HI. it is best to install more than one GPU, using one for display and the other(s) for rendering.
https://docs.blender.org/manual/en/dev/render/cycles/gpu_rendering.html

I have a Workstation with one 1070 on it. And I have three other gtx connected trough pci-e risers. Rendering lighting fast. :grinning:
The problem is that Blender viewport is using (checked in HWMonitor) the gtx1080 pluged trough the riser to update/shade the viewport. Like so viewport is very VERY SLOWER than if I disable the 1080 in the device manager and Blender start to use the pci-e 16x 1070.
I tried to disable all other CUDA devices exept the 1070 on user preferences but Blender is still using the 1080 unless I disable the gpu trough device manager.
I think Blender is just using the device it think is the faster available and not taking in account the riser that slow it down for the realtime.
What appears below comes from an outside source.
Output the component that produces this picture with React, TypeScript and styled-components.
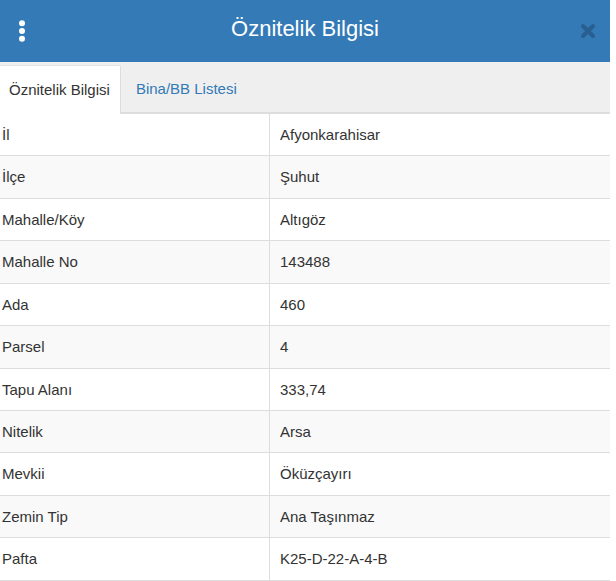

You have more than one GPU? A you happy with it? Does make sense build multiple GPU system for Blender? What motherboard do you have?

Yes I have set it up using pci-e risers. Now I have 1080, 1070, 1060 and a 970 gtx all rendering together as CUDA devices and each GPU I add I would say render times drops proportionally.
Mobo is PC Mate b350.
I made a quick benchmark here for you with 200 samples (I would use 2000+ for the final render). The scene is an interior living room complete with lights, textures and hdr sky:
Just the GTX1070: 3m58s
1080+1070+1060+970: 1m26s

I found the solution as you can see here:

Thanks, very helpful information!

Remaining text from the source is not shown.